Crispbreads have many uses, to shovel delicious dips, act as a platform for cheese, or to tuck into a box to take to work with some salad for lunch. All the gluten-free crispbreads I have tried seemed more reminiscent of packing material than food (admittedly what I remember of glutened crispbread wasn't usually much more inspiring).
Here is an easy to handle, thin, crisp, elegant crispbread. It takes a quite a long time to make as it is a slow fermented sourdough style crispbread, but it doesn't matter much how long you leave each of the stages. I have also made it using a gluten free sourdough started culture by Sekowa, which gave a powerful tang to the finished crispbread. This method uses ordinary bakers yeast (gf of course)
100g urid lentil flour
¼ tsp yeast
120 ml water
60g quinoa flour (I wash the whole grain, dry it in an oven, then grind it. This takes away the rather acrid taste it can have)
30g tapioca gel
optional – salt, sugar or other flavourings
Note on ingredients:
You can vary the flours to suit your taste and availability. I use Urid for its elasticity and binding qualities as well as the protein. Quinoa is a complete protein so it is good to include this in baked goods if you like it/have it/ aren’t intolerant to it. A complete protein is one that provides all the essential amino acids in the single food. Cornmeal makes things crisp, so I include it in baked goods where I want a good crunch.
Tapioca gel: made with 100ml water and 10g tapioca flour. Stir flour into cold water then cook until clear. Store in fridge in a jar and use as egg white. Wash the saucepan and utensils thoroughly with cold water before putting in the dishwasher or into hot water. This will make your cleaning much easier.
Whisk the urid lentil flour and yeast into the water. Leave to sit for several hours to begin fermentation. Add in flavourings if used, and then beat in the tapioca gel. Add the rest of the flours and knead together until it forms a coherent ball. Shape into small balls (I like about 13g balls) and roll out very thin. Dust your work surface and rolling pin thoroughly with tapioca starch or other smooth flour.
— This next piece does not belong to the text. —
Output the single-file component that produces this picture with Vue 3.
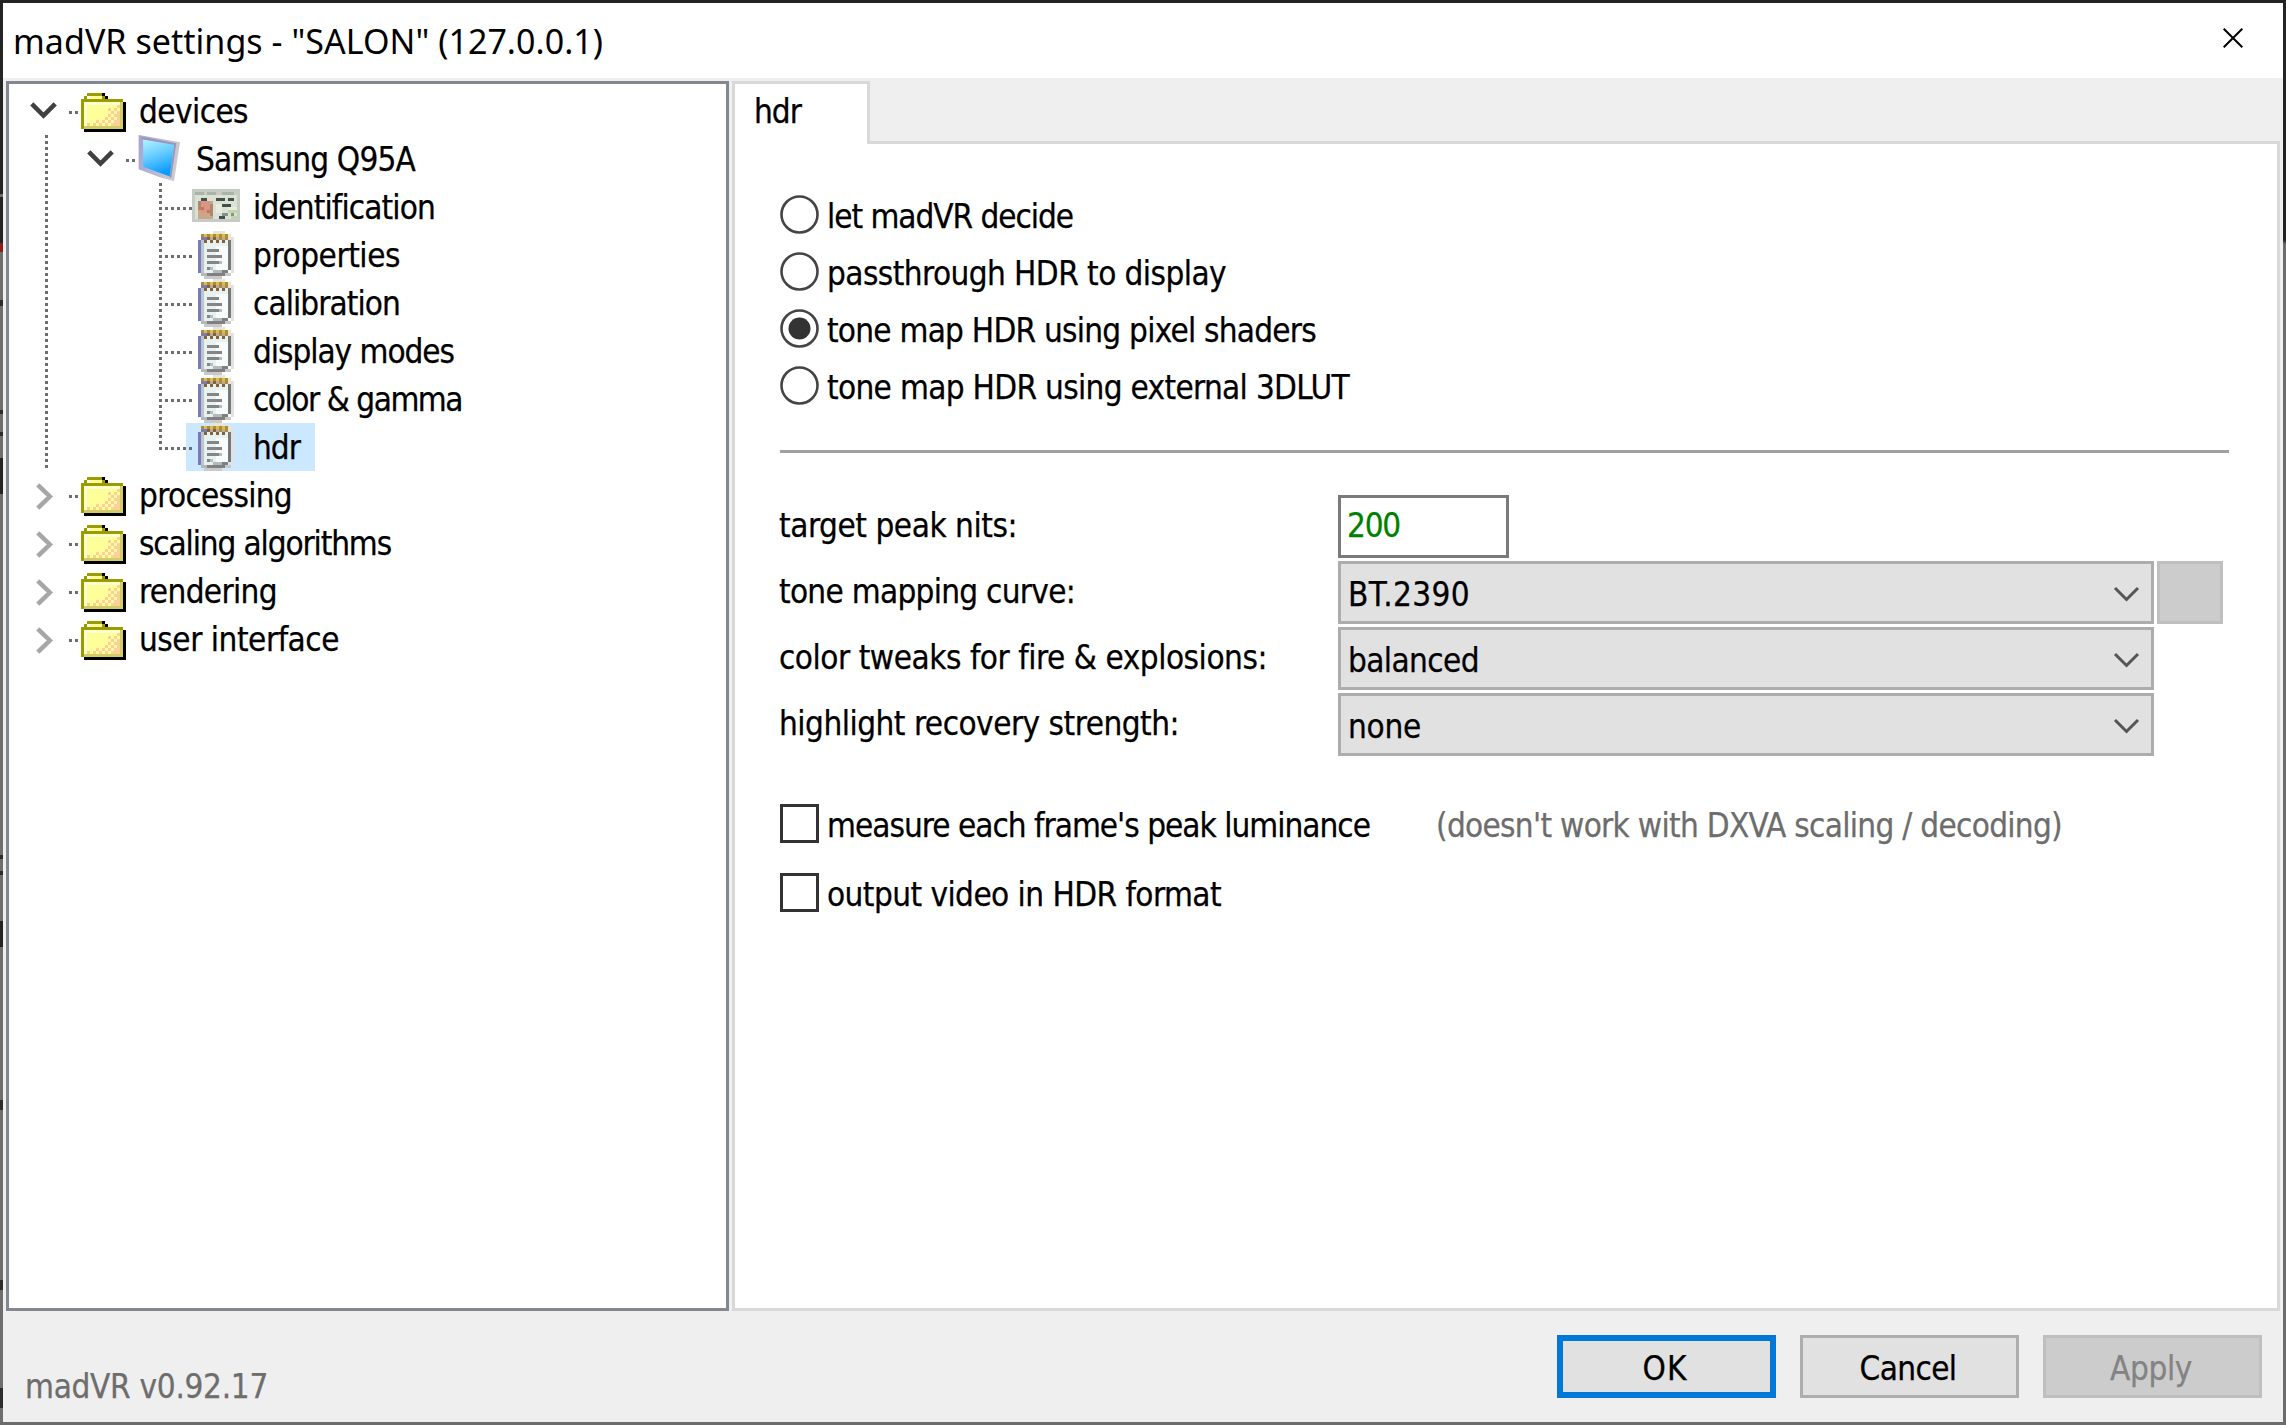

Place on baking sheets and leave in a warm humid place to rise until you can see a few shallow bubbles forming. You can bake straight away if you are in a hurry.
I keep these in the oven with a tray of hot water in the base, or in my stacking cooling racks with a wet cloth over the whole lot. If you let them get too dry they will rise less.
Bake for about 8 minutes in a 180C oven. Keep an eye on them. As they are so thin they go from needing a bit more time to burnt really fast and I have wasted several batches before learning to treat the task the way I would boiling milk.
Take them out of the oven and let them cool. If they need longer to make them crisp put them back in the oven for a couple of minutes. If you just think it will be fine to finish off by leaving them in the cooling oven they will probably over-cook and burn.
Exercise control. These will keep you going quite a while and it is worth getting them right. Also, I haven’t found a single good use for burnt crispbread – perhaps they would do as kindling….
If you want a pumpkin or other seed crispbread, take a teaspoonful of your tapioca gel (yes, it really is worth making it) and dilute it with a bit of hot water so that you can paint the crispbreads with a thin layer before baking. Sprinkle seeds on crispbreads and press lightly. These will now stick in the oven and in the storage container. If you don’t do that they won’t stay. Sticking them on this way also seems to stop them burning before the crispbread is cooked.